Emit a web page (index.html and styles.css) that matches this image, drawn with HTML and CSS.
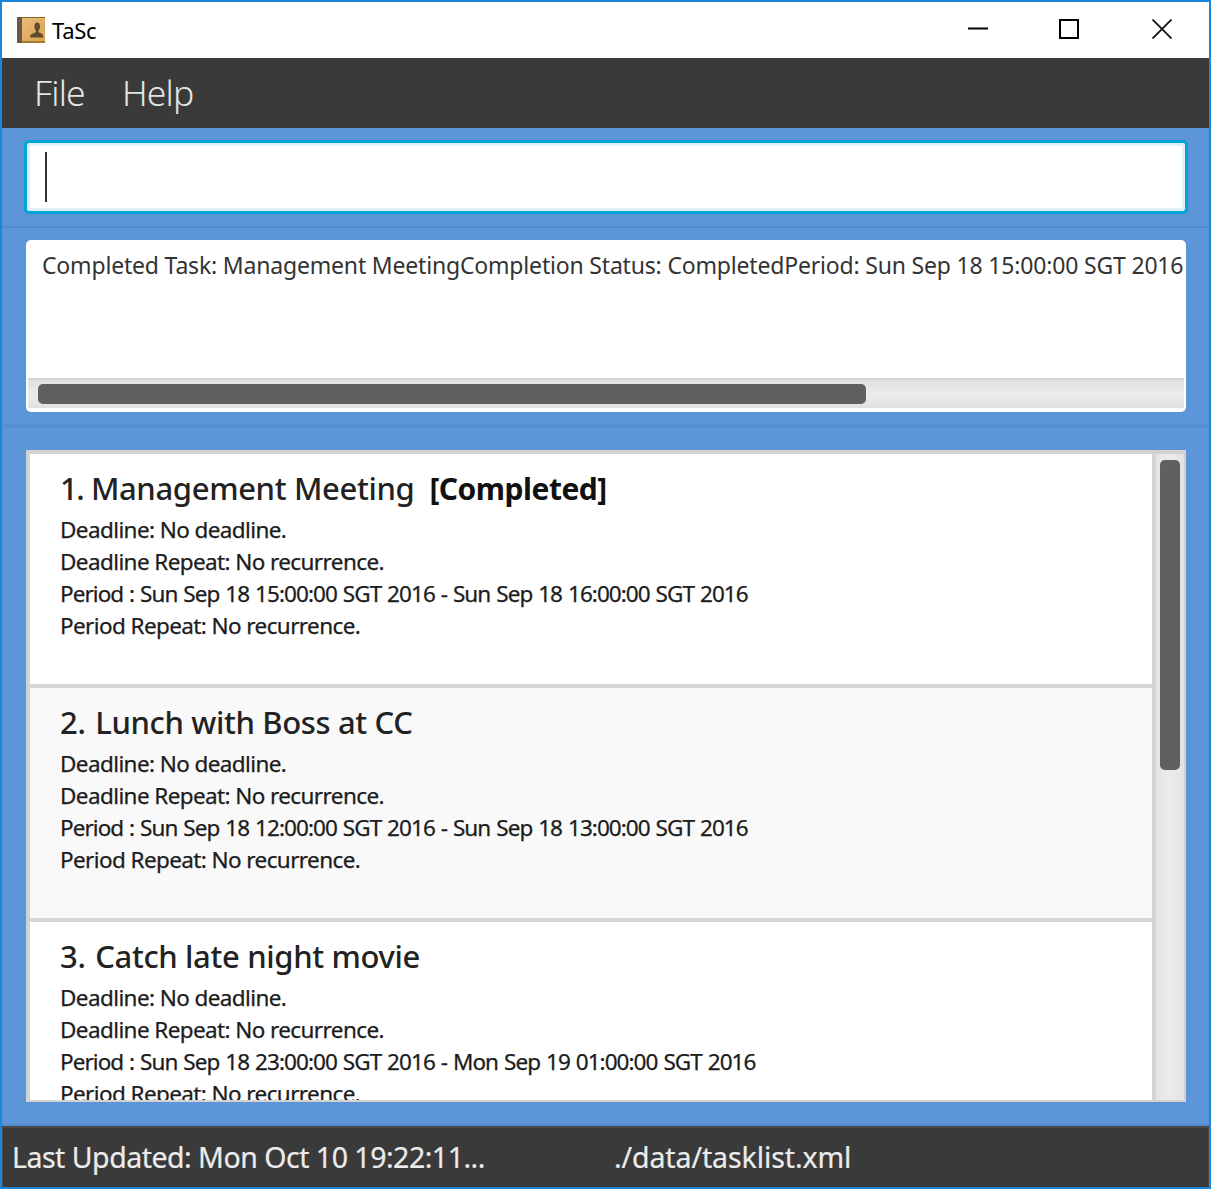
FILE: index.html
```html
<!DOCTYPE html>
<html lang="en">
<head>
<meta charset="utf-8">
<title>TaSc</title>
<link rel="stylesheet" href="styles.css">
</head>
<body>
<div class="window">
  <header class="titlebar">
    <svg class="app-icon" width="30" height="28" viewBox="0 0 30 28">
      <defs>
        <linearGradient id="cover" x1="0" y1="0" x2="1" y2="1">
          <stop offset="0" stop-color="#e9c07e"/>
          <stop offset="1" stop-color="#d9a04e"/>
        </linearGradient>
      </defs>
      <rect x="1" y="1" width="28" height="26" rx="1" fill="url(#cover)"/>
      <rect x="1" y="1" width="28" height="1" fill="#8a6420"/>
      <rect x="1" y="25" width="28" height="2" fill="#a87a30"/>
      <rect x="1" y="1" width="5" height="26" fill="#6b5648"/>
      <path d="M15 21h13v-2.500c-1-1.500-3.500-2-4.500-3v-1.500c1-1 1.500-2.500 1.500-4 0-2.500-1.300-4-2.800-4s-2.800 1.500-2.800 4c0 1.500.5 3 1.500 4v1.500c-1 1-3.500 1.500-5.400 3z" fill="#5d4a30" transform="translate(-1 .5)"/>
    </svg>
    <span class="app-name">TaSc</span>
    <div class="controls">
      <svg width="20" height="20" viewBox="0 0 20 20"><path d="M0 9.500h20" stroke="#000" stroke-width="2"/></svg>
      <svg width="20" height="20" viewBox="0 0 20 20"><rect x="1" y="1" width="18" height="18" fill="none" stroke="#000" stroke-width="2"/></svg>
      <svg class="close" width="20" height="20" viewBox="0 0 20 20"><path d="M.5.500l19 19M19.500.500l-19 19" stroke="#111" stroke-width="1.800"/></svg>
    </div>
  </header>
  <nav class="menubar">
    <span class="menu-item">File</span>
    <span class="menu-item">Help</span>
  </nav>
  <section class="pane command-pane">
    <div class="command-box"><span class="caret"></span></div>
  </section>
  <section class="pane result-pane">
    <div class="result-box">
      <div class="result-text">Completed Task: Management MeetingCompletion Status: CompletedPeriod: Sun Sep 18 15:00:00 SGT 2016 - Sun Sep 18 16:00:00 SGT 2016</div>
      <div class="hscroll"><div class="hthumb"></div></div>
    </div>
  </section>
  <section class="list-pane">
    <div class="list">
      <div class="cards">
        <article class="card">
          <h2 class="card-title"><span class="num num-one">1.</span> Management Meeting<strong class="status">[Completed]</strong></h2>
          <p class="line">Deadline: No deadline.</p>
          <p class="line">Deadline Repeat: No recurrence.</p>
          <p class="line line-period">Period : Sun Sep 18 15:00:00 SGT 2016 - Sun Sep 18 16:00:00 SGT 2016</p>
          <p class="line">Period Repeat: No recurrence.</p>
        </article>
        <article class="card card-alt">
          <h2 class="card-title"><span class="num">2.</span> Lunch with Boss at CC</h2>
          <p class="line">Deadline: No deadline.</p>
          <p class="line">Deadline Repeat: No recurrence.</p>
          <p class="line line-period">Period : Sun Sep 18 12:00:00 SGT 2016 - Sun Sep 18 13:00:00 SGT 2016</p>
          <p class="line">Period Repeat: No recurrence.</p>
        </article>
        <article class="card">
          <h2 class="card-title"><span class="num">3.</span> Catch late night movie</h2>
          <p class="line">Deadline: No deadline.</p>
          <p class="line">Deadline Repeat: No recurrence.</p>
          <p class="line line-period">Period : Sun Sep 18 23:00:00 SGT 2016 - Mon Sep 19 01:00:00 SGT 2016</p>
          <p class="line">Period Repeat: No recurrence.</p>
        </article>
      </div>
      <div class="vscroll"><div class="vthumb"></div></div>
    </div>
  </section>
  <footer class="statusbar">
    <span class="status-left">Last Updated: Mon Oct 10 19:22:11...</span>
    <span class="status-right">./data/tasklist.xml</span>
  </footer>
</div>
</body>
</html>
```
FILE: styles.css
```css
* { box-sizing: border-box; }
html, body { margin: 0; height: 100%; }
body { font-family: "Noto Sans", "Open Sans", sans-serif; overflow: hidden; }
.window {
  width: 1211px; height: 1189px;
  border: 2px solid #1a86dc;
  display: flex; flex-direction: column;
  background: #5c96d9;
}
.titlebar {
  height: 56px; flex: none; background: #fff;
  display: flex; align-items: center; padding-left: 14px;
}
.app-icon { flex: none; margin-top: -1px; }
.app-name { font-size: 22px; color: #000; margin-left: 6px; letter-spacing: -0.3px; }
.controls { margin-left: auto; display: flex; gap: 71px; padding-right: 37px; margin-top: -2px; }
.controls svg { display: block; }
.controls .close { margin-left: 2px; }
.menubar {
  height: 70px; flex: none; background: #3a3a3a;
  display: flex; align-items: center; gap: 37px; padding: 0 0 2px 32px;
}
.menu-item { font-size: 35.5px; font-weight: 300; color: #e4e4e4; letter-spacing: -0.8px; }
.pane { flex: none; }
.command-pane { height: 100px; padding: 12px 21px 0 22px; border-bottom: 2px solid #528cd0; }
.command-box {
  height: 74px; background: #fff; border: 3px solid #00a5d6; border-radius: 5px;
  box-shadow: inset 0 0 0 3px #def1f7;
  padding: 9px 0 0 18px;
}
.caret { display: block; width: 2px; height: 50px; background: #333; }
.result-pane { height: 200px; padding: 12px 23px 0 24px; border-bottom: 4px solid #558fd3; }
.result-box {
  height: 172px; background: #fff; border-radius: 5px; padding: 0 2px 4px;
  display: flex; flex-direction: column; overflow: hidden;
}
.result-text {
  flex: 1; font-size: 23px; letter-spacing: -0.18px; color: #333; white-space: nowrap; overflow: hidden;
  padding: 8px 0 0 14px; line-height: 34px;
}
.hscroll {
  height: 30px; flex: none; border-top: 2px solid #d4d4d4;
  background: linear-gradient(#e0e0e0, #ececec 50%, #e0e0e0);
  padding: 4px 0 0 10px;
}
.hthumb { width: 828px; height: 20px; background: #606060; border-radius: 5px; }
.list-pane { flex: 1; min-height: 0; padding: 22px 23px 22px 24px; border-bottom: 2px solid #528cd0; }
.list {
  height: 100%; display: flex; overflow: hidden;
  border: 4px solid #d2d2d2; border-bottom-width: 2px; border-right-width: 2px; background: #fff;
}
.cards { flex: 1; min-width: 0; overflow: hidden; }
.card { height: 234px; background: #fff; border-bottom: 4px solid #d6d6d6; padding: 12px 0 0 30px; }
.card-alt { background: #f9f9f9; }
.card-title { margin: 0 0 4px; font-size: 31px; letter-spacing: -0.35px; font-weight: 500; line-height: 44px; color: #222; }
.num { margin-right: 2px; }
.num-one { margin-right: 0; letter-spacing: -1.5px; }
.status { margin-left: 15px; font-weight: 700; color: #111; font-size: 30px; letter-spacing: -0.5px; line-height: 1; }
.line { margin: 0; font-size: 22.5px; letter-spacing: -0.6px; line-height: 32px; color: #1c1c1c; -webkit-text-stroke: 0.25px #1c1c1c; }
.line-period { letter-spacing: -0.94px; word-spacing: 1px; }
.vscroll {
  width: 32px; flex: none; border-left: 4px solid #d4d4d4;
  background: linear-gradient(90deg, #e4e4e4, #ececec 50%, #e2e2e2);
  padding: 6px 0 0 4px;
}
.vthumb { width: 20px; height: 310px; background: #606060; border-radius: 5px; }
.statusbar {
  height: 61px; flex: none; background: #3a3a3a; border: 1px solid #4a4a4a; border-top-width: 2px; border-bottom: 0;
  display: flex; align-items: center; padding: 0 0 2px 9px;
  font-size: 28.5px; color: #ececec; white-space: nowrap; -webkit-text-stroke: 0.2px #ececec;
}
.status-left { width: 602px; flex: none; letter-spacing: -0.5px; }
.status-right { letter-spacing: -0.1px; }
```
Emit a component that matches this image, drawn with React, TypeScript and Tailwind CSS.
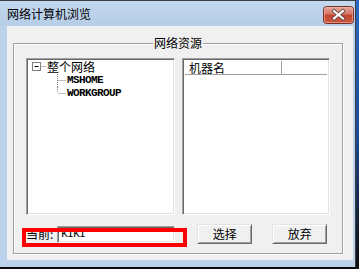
----
### What is needed
Find every line that holds "Emit" and copy it.

### Solution for this exercise
Emit a web page (index.html and styles.css) that matches this image, drawn with HTML and CSS.
Emit a component that matches this image, drawn with React, TypeScript and Tailwind CSS.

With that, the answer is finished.